New Delhi, April 11
With less than a month to go for her Lok Sabha election, Congress President Sonia Gandhi is currently busy putting her house in order to ensure that she does not get embroiled any further in the office-of-profit controversy.
After putting in her papers from all trusts and organisations she is associated with, Mrs Gandhi has now sent her two close aides — P.P. Mahadhavan and S.V. Pillai — to their respective parent cadres. They are government employees but were on “loan” to the Congress President’s office.
Mr Pillai who has served as her additional private secretary has reverted to the Prime Minister’s Office while Mr Madhavan, an OSD in Mrs Gandhi’s office at 10, Janpath, has returned to the Home Ministry.
The official word at the Congress President’s office is that they are on “long leave” but party insiders disclosed that the two officials had been sent back to their parent cadres.
Even after their posting to 10, Janpath, both Pillai and Madhavan have remained on the pay roll of the Central Government.
Congress
spokesperson Rajeev Shukla confirmed that Madhavan and Pillai had been asked to go on long leave since Mrs Gandhi no longer enjoys Cabinet status after her resignation as NAC chairperson, which enabled her to avail the services of government servants.
Party sources said Mrs Gandhi was taking all these precautionary measures before she files her nomination papers for next month’s Rae Barelli election.
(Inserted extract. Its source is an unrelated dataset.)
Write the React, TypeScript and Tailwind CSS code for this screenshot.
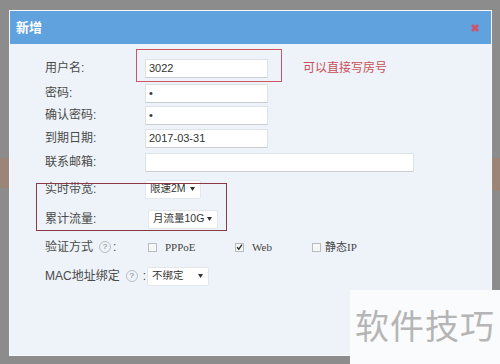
import { useState } from 'react'

const cjk = { fontFamily: '"Liberation Sans", "Noto Sans CJK SC", sans-serif' }

function Label({ children }: { children: React.ReactNode }) {
  return <div className="w-[100px] shrink-0 whitespace-nowrap text-[12px] text-[#4a4a4a]">{children}</div>
}

function Input({ value = '', w = 'w-[123px]' }: { value?: string; w?: string }) {
  return (
    <div
      className={`flex h-[19px] ${w} items-center border border-[#dde2e6] border-b-[#c9ced3] bg-white pl-[3px] text-[11px] text-[#333]`}
    >
      {value}
    </div>
  )
}

function Select({ value, w }: { value: string; w: string }) {
  return (
    <div
      className={`flex h-[19px] ${w} shrink-0 items-center justify-between whitespace-nowrap rounded-[2px] border border-[#e3e7ea] bg-white pl-[4px] pr-[5px] text-[10.5px] text-[#333]`}
    >
      <span className="whitespace-nowrap">{value}</span>
      <svg width="5" height="4" viewBox="0 0 5 4" className="shrink-0">
        <path d="M0 0 H5 L2.5 4 Z" fill="#333" />
      </svg>
    </div>
  )
}

function Help() {
  return (
    <span className="ml-[6px] inline-flex h-[12px] w-[12px] shrink-0 items-center justify-center rounded-full border border-[#b9bec3] text-[8px] leading-none text-[#777]">
      ?
    </span>
  )
}

function Check({ checked, onClick }: { checked: boolean; onClick: () => void }) {
  return (
    <button
      onClick={onClick}
      className="flex h-[9px] w-[9px] items-center justify-center border border-[#b7bcc0] bg-[#f4f6f7]"
    >
      {checked && (
        <svg width="10" height="10" viewBox="0 0 10 10" className="-mt-[1px]">
          <path d="M1.5 5.5 L4 8 L8.5 1.5" fill="none" stroke="#333" strokeWidth="2" />
        </svg>
      )}
    </button>
  )
}

export default function App() {
  const [auth, setAuth] = useState({ pppoe: false, web: true, ip: false })

  return (
    <div className="relative h-[364px] w-[500px] overflow-hidden bg-[#8c8c8c] pl-[9px] pt-[10px]" style={cjk}>
      {/* background bands */}
      <div className="absolute left-0 top-[158px] h-[30px] w-[10px] bg-[#9c8476]" />
      <div className="absolute right-0 top-[158px] h-[33px] w-[8px] bg-[#9c8476]" />

      <div className="relative flex h-[346px] w-[483px] flex-col border border-[#f6f8fa] bg-[#edf3f8]">
        {/* Header */}
        <div className="flex h-[33px] shrink-0 items-center justify-between bg-[#5fa2dd] pl-[6px] pr-[12px]">
          <span className="text-[13px] font-bold text-white">新增</span>
          <svg width="8" height="8" viewBox="0 0 8 8">
            <path d="M1 1 L7 7 M7 1 L1 7" stroke="#d4506c" strokeWidth="2.6" />
          </svg>
        </div>

        {/* Form */}
        <div className="pl-[35px] pt-[13px]">
          <div className="flex h-[22px] items-center">
            <Label>用户名:</Label>
            <div className="relative">
              <Input value="3022" />
              <span className="absolute -bottom-[4px] -left-[9px] -right-[14px] -top-[10px] border border-[#cc5566]" />
            </div>
            <span className="ml-[35px] text-[12px] text-[#c8505a]">可以直接写房号</span>
          </div>

          <div className="mt-[3px] flex h-[22px] items-center">
            <Label>密码:</Label>
            <Input value="•" />
          </div>

          <div className="flex h-[22px] items-center">
            <Label>确认密码:</Label>
            <Input value="•" />
          </div>

          <div className="mt-[1px] flex h-[22px] items-center">
            <Label>到期日期:</Label>
            <Input value="2017-03-31" />
          </div>

          <div className="mt-[2px] flex h-[22px] items-center">
            <Label>联系邮箱:</Label>
            <Input w="w-[269px]" />
          </div>

          <div className="relative w-max">
            <span className="absolute -left-[9px] right-[-9px] top-[5px] h-[48px] border border-[#8a3a44]" />
            <div className="mt-[5px] flex h-[22px] items-center">
              <Label>实时带宽:</Label>
              <Select value="限速2M" w="w-[56px]" />
            </div>
            <div className="mt-[8px] flex h-[22px] items-center">
              <Label>累计流量:</Label>
              <div className="ml-[3px]">
                <Select value="月流量10G" w="w-[70px]" />
              </div>
            </div>
          </div>

          <div className="mt-[6px] flex h-[22px] items-center">
            <div className="flex w-[100px] shrink-0 items-center whitespace-nowrap text-[12px] text-[#4a4a4a]">
              验证方式 <Help />
              <span className="ml-[2px]">:</span>
            </div>
            <div className="ml-[3px] flex items-center text-[11px] text-[#444]" style={{ fontFamily: '"Liberation Serif", "Noto Sans CJK SC", serif' }}>
              <Check checked={auth.pppoe} onClick={() => setAuth({ ...auth, pppoe: !auth.pppoe })} />
              <span className="ml-[8px] w-[70px]">PPPoE</span>
              <Check checked={auth.web} onClick={() => setAuth({ ...auth, web: !auth.web })} />
              <span className="ml-[8px] w-[60px]">Web</span>
              <Check checked={auth.ip} onClick={() => setAuth({ ...auth, ip: !auth.ip })} />
              <span className="ml-[4px]">
                <span style={cjk}>静态</span>IP
              </span>
            </div>
          </div>

          <div className="mt-[7px] flex h-[22px] items-center">
            <div className="flex w-[100px] shrink-0 items-center whitespace-nowrap text-[12px] text-[#4a4a4a]">
              MAC地址绑定 <Help />
              <span className="ml-[5px]">:</span>
            </div>
            <div className="ml-[2px]">
              <Select value="不绑定" w="w-[62px]" />
            </div>
          </div>
        </div>
      </div>

      {/* watermark */}
      <div className="absolute bottom-0 right-0 flex h-[74px] w-[150px] items-center justify-center bg-[#fafbfc]">
        <span className="text-[34px] leading-none tracking-[1px] text-[#b5b5b5]">软件技巧</span>
      </div>
    </div>
  )
}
Having been at the receiving end of an Opposition campaign on the office-of-profit issue, she wants to make sure that nobody is able to point any fingers at her this time round.
It was stated that she took these decisions after consulting legal experts.
Congress sources also maintained that Pillai and Madhavan will eventually return to their posts once all legal formalities have been sorted out.
It is not clear how long this will take but this does give an opportunity to her old loyalist and former private secretary Vincent George to stage a comeback.
George, who enjoyed unbridled power during Rajiv Gandhi’s regime and subsequently in Mrs Gandhi’s office, was eased out five years ago after CBI initiated “preliminary investigations” against him.
He was subsequently rehabilitated as the investigating agency failed to file any charges against him. Though he returned to the 10, Janpath office, George never really regained his old position as Pillai and Madhavan continued to call the shots. This situation may well change with these two trusted aides now out of the way, even if it is a temporarily.